== Working data ==

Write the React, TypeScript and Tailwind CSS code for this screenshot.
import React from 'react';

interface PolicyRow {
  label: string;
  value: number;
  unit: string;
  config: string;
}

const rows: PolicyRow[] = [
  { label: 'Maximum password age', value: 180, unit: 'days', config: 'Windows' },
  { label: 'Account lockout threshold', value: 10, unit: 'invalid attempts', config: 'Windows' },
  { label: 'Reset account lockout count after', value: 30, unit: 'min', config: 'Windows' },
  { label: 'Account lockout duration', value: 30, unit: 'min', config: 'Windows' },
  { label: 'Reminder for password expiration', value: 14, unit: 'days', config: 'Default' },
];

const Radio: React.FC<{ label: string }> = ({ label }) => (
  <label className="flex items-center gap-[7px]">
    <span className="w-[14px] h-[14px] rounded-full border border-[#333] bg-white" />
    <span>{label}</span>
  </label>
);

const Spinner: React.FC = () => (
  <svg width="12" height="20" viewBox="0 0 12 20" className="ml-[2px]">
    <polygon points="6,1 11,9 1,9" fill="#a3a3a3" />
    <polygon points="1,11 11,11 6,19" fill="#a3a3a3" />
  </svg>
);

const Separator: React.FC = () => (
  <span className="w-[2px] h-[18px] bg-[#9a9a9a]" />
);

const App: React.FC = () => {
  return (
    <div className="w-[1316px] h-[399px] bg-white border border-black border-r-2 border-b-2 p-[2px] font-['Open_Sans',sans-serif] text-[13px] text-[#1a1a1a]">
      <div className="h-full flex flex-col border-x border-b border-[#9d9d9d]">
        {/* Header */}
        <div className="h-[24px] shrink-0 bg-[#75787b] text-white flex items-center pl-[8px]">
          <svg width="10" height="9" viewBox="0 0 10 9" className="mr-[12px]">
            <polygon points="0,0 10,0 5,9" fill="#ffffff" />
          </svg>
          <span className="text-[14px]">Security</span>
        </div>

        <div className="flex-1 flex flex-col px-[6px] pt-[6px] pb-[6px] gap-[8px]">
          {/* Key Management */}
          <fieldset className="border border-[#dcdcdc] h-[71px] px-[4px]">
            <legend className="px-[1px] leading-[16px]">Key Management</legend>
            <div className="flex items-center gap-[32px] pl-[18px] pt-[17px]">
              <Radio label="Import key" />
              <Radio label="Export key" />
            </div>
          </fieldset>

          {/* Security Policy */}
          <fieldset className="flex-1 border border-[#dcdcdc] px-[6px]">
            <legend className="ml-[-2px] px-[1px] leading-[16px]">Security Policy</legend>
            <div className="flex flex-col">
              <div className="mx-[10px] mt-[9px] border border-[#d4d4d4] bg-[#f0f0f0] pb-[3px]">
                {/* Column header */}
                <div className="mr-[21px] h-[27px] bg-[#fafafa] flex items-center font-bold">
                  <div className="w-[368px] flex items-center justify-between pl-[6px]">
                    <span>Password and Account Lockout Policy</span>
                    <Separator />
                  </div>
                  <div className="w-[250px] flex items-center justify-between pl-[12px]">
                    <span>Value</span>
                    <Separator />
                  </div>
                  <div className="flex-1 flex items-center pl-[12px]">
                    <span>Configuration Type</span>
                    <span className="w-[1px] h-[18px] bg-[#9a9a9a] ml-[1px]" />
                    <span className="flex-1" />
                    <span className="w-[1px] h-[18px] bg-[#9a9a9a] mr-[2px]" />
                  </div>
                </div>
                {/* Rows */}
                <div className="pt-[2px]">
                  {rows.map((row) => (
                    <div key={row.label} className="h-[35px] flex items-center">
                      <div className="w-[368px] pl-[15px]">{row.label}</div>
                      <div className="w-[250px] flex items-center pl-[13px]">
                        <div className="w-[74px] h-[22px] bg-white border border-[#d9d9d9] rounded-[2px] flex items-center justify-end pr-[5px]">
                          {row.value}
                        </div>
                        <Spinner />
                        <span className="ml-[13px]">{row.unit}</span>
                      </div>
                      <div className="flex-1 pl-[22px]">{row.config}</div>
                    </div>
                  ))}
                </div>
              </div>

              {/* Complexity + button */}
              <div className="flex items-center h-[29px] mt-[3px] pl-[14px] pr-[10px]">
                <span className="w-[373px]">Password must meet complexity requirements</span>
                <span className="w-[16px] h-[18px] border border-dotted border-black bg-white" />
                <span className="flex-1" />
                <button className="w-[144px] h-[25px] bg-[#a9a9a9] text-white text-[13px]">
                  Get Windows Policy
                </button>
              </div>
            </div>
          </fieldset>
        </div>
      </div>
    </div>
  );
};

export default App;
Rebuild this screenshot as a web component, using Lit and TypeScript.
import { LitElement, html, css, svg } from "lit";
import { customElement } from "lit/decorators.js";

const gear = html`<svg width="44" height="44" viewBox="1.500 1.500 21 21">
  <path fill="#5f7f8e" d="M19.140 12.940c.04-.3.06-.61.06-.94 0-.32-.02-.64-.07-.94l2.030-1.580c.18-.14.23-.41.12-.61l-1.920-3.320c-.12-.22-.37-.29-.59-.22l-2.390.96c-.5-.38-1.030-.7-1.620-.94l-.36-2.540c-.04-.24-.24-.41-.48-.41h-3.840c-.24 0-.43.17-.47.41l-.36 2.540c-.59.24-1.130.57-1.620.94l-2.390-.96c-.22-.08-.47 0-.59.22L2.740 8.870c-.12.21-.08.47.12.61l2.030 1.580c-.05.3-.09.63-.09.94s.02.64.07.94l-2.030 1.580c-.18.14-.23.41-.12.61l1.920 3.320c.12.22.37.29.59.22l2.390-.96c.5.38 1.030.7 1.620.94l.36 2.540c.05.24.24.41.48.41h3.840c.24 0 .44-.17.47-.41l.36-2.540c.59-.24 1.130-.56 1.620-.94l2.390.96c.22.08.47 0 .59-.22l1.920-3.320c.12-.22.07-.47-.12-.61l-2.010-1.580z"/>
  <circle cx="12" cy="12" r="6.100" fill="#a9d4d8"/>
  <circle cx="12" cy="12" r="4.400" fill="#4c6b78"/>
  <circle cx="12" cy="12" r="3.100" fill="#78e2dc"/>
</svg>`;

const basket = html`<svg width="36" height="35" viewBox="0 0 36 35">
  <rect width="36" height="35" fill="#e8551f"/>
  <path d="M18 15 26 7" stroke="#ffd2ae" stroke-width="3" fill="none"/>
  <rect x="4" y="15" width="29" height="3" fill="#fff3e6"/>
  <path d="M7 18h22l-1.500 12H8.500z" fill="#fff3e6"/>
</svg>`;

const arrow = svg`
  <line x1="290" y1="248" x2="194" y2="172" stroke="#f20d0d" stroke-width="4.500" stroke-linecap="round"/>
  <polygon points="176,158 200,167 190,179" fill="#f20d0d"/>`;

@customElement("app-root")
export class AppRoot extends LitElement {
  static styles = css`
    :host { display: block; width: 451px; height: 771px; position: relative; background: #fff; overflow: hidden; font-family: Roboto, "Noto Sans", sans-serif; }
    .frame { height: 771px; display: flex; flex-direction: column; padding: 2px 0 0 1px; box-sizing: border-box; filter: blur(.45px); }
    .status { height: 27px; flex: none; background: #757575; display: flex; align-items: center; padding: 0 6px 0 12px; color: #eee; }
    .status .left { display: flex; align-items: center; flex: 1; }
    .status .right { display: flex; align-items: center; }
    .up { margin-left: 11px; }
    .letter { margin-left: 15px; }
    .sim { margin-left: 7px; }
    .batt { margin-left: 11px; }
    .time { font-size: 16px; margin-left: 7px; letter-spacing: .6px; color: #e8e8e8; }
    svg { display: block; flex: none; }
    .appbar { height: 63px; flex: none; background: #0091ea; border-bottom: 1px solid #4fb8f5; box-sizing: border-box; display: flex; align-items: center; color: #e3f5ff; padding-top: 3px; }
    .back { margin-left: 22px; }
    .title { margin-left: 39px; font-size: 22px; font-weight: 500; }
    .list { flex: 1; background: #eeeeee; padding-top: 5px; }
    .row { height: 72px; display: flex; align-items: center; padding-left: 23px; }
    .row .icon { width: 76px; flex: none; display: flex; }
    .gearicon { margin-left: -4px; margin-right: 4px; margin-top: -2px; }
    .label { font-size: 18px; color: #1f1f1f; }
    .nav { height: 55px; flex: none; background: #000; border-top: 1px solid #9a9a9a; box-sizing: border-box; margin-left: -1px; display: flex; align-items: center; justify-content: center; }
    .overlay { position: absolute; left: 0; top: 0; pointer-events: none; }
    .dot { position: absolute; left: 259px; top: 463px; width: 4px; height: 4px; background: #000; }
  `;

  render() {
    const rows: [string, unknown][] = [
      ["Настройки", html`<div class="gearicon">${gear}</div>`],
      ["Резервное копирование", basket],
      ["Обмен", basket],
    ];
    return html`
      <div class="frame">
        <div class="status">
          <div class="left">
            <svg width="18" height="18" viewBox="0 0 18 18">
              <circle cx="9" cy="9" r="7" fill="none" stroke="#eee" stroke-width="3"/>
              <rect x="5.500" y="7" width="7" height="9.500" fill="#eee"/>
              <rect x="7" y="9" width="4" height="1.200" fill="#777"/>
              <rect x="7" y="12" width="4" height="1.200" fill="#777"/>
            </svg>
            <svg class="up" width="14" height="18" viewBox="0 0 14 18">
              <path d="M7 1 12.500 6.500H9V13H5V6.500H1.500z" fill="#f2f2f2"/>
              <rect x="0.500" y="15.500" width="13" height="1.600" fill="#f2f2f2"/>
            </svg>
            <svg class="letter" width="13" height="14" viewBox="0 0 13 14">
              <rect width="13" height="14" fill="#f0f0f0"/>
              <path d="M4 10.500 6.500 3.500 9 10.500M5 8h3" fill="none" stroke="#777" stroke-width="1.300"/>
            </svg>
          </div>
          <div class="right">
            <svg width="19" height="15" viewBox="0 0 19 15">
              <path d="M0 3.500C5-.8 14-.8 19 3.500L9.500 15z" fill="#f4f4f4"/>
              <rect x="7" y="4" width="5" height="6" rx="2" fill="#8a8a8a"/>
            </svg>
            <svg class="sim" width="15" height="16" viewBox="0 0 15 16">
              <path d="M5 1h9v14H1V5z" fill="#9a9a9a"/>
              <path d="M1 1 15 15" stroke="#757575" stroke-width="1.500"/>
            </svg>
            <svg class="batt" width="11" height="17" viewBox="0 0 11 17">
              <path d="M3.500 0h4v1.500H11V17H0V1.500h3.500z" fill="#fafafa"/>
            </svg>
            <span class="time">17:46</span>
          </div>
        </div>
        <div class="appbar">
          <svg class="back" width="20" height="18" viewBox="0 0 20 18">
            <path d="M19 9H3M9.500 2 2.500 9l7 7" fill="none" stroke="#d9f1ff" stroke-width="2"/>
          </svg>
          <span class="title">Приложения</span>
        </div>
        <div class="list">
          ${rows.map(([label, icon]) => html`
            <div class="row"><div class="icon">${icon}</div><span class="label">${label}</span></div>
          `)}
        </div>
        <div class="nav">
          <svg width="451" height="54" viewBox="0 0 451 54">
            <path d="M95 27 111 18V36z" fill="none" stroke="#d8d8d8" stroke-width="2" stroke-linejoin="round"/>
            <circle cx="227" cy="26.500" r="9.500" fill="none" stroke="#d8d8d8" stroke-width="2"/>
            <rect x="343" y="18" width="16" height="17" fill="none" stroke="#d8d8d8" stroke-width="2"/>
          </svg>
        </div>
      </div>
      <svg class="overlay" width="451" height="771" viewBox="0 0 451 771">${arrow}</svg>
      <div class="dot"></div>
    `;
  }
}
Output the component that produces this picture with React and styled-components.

===

» **Work to complete**: Which lines in the data above contain "component"? Show each one.

» **Expected output**:
Rebuild this screenshot as a web component, using Lit and TypeScript.
Output the component that produces this picture with React and styled-components.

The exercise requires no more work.